Pulling from Bovell’s example of how calculators impacted the level of math studied in classrooms, all that processing power means that financial planners have a chance to rethink how we help our clients, and consumers will have increasing power to inform their own financial futures.

As AI gets better and more efficient at processing consumer spending and investment data, the humans working with these models can and should become adept at discerning junk outputs, designing measures of success and accounting for the emotional and environmental factors that drive our clients’ financial decision-making.

The bottom line

AI isn’t ready to make unsupervised decisions, particularly when it comes to our financial futures.

However, AI is and will likely continue to become an increasingly invaluable tool in the financial planning toolbox — so long as we learn how to use those tools to our collective advantage by inspiring healthier, more evidence-based financial decision-making.

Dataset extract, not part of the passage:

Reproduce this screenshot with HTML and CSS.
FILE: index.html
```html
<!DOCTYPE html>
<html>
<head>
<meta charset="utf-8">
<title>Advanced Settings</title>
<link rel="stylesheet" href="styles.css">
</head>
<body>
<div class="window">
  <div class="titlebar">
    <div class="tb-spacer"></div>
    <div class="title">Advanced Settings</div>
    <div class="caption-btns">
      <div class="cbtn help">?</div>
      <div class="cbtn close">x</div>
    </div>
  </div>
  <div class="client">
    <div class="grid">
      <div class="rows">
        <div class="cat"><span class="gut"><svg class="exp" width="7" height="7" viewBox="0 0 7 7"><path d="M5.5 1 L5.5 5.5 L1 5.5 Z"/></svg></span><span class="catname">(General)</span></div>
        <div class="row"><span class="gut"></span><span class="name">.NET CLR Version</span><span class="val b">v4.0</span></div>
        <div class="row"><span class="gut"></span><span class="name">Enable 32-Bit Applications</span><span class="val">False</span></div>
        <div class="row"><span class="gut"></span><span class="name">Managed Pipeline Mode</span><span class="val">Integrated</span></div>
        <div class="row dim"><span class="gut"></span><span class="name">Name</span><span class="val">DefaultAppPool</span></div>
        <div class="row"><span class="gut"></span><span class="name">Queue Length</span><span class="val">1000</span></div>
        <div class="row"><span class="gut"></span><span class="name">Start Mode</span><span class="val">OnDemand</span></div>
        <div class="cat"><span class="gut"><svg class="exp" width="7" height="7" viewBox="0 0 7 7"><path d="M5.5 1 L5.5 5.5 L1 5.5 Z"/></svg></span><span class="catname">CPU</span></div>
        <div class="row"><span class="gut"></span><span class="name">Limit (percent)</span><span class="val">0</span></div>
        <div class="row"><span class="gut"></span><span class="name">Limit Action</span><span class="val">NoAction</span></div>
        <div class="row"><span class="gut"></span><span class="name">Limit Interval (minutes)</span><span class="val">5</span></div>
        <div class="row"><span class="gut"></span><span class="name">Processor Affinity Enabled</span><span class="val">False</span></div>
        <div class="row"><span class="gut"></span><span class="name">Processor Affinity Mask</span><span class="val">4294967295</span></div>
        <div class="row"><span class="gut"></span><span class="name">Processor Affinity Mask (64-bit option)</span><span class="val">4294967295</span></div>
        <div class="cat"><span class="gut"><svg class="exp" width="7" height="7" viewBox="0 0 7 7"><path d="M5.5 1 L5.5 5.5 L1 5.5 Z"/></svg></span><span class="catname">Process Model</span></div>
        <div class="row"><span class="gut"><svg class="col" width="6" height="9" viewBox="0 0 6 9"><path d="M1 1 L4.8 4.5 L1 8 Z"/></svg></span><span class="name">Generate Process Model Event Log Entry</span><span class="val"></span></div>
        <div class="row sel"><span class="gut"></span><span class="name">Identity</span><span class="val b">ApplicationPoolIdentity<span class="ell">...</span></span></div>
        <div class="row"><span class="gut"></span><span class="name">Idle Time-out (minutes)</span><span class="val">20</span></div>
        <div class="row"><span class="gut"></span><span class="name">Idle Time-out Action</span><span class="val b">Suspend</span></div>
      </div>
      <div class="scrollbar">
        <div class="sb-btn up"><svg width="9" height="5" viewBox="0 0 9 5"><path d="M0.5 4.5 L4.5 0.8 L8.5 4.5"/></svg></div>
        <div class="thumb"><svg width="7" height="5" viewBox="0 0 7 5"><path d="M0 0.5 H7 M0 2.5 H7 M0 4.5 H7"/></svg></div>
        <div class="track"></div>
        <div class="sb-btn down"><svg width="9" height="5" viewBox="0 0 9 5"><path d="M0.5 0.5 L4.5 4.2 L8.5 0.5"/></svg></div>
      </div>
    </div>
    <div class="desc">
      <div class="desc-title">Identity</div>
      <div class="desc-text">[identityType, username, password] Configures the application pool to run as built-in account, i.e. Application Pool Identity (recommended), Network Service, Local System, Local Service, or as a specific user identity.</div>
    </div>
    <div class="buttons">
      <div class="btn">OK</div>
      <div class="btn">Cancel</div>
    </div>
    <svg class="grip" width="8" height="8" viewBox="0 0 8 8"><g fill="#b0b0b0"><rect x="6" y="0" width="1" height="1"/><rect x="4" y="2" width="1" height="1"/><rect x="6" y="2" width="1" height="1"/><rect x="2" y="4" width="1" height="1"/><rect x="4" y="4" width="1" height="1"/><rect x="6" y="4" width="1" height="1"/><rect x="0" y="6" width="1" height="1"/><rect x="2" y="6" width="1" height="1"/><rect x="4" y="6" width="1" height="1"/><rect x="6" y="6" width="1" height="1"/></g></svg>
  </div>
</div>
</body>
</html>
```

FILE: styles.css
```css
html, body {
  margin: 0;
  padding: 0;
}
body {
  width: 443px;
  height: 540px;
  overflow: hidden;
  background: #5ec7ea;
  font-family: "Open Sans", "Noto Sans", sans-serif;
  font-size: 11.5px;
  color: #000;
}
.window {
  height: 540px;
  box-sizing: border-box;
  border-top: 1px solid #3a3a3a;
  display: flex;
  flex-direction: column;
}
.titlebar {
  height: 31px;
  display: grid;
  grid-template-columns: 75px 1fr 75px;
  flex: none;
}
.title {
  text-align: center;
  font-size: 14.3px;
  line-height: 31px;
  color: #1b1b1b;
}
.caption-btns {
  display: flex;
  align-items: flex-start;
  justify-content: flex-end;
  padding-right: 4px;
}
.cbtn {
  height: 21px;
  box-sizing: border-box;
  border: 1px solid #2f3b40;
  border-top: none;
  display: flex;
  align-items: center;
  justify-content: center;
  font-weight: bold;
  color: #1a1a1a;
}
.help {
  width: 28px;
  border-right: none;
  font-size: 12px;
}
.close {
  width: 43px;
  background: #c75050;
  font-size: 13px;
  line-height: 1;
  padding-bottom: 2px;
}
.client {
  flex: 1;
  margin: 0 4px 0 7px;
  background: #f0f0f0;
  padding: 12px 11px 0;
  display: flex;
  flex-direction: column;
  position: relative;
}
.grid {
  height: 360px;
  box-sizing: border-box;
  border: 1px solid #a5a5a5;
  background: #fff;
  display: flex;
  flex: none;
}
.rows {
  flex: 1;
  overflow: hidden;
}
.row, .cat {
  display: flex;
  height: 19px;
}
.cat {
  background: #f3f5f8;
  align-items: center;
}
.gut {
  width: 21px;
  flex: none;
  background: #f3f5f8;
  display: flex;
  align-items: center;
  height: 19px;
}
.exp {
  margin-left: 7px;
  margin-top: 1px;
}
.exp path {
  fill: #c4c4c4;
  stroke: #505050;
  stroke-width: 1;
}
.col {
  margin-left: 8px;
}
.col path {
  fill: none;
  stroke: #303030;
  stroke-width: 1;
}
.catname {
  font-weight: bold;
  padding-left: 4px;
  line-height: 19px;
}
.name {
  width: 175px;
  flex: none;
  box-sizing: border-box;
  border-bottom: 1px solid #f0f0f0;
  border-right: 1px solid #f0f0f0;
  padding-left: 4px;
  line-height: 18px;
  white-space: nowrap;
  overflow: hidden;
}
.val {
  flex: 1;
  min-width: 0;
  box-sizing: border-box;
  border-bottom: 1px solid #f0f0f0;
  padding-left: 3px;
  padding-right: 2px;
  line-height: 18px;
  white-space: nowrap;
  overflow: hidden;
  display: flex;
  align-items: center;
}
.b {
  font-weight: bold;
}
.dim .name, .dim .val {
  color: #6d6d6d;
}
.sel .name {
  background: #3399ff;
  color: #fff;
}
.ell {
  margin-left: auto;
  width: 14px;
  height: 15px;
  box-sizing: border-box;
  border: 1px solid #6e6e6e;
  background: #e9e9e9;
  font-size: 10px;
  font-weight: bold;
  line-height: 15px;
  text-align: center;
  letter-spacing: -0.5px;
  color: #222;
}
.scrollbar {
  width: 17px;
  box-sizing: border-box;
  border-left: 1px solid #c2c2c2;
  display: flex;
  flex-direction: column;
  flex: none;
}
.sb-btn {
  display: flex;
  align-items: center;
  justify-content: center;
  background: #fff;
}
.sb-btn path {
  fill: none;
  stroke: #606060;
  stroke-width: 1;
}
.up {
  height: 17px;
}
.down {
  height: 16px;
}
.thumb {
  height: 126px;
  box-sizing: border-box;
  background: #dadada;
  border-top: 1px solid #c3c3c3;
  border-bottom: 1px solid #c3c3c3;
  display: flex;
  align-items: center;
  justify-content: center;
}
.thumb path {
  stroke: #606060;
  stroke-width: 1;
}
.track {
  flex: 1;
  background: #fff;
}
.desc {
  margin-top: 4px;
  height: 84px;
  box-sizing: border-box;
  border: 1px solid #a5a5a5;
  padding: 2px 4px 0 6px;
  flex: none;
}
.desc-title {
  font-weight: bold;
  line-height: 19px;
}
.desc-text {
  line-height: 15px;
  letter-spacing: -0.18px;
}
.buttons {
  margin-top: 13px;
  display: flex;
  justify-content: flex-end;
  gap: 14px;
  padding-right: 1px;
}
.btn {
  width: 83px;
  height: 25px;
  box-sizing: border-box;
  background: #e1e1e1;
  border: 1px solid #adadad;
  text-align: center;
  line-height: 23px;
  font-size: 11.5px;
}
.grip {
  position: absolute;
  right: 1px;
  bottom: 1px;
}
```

Financial planners must continue to work to help clients understand why they want what they want, explore goals, visualize outcomes, communicate finances with loved ones and design action plans to achieve their desired objectives. AI offers an opportunity to accelerate that process, while leaving more room for people to do the cognitive and emotional work necessary for mutual success.

With this approach, advisors and consumers alike can design more tailored strategies and refocus their efforts — allowing the technology to support individuals’ behavioral and financial growth along their respective personal and professional journeys.